Verse 2 speaks of the rescuer not crying out in the streets. This means that the rescuer will not be drawing attention to himself. This was certainly true of Cyrus. Although king of an empire, Cyrus makes clear in his decree to let the Jews go back to their homeland because God demands that it be done. In the portion of the decree we have in Ezra 1, Cyrus is insistent in calling God, the Lord of heaven, and admitting that God is the one who gave him the kingdoms of the earth and appointed him to rebuild Jerusalem. Josephus records a fuller version of the decree in his Antiquities of the Jews, Book 11, Chapter 1, paragraph 3. In that decree, Cyrus shows a deeper knowledge of the Jews and their God. In discussing the rebuilding of the temple, Cyrus states, “The priests shall also offer these sacrifices according to the laws of Moses in Jerusalem; and when they offer them, they shall pray to God for the preservation of the king and of his family, that the kingdom of Persia may continue.” Thus, Cyrus does not claim glory for himself in this rescue, but consistently points to God.

Verse 3 of Isaiah 42 mentions that the rescuer will not “break a bruised reed” or “put out a smoldering wick.” This refers to the support and strengthening of the downtrodden, consistent with the 40:4 valley being lifted up and the 41:10 strengthening, helping, and holding.

In verse 4 we are assured that the rescuer will accomplish the task.

Of course, when we read these four verses, we don’t normally think of their immediate context. As Isaiah progresses, we see a shift from focus on immediate context to focus on ultimate context. In these four verses, we understand clearly the ultimate context of Christ as Servant-Rescuer. The same servant indications noted in verse 1 are presented for Christ in the baptism/desert opening of his ministry. In Matthew 4:11b, God sends angels to “strengthen” him. In Matthew 3:17, God calls him his beloved Son and says he takes delight in him. And in Matthew 3:16, we see the Holy Spirit of God descend on Jesus.

Verse 2 also points to Christ’s attitude of not ministering to draw attention to himself but rather to God (John 4:34; 6:38; 14:10b). Luke 4:18 speaks of Christ’s work to help the downtrodden. And we know that Jesus was sure to see the work complete and the truth of God’s gospel proclaimed (Matthew 12:15-21; Luke 18:31; John 1:1; Matthew 24:14).

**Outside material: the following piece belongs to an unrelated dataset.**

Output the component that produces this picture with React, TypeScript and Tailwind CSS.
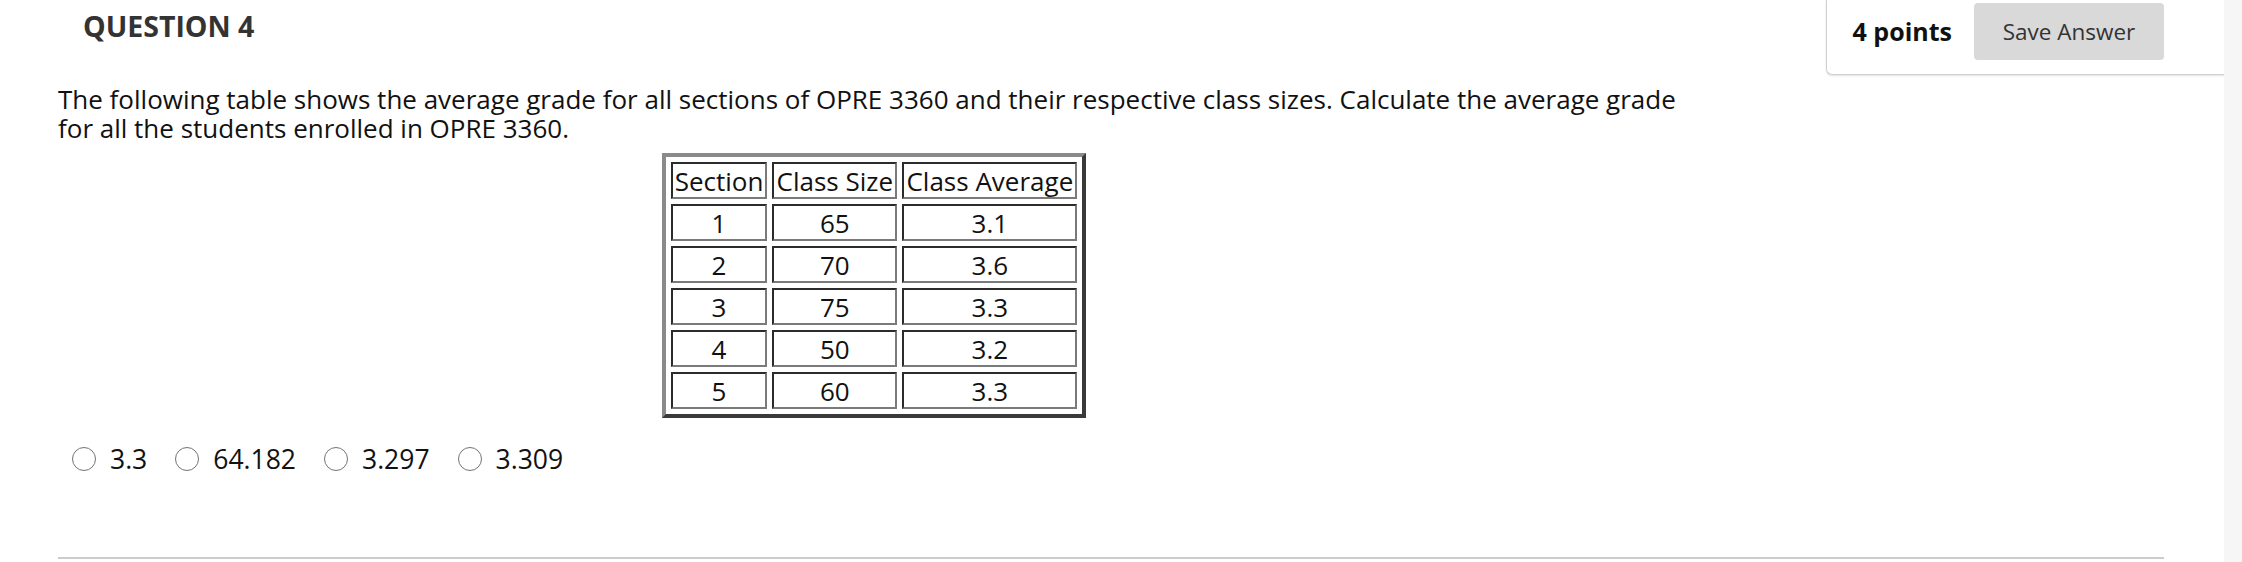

Verses 5 through 9 of this chapter shift focus of the mission of the Servant Rescuer from bringing truth to making covenant. Verse 5 to the beginning of verse 6 show progression in God’s control from the entire expanse of the heavens to the limited area of the earth to the focus on humankind to the choice of the one individual rescuer. Again the theme of servant is emphasized in verse 6 as we see God holding by the hand, keeping, and appointing. The theme is necessary and fits in this section of Isaiah that concentrates on God’s sovereign control over the whole rescue program. We see Paul remark on this in 1 Corinthians 15:20-28 in highlighting Christ as Redeemer but still wrapping it up to show that God is “all in all.”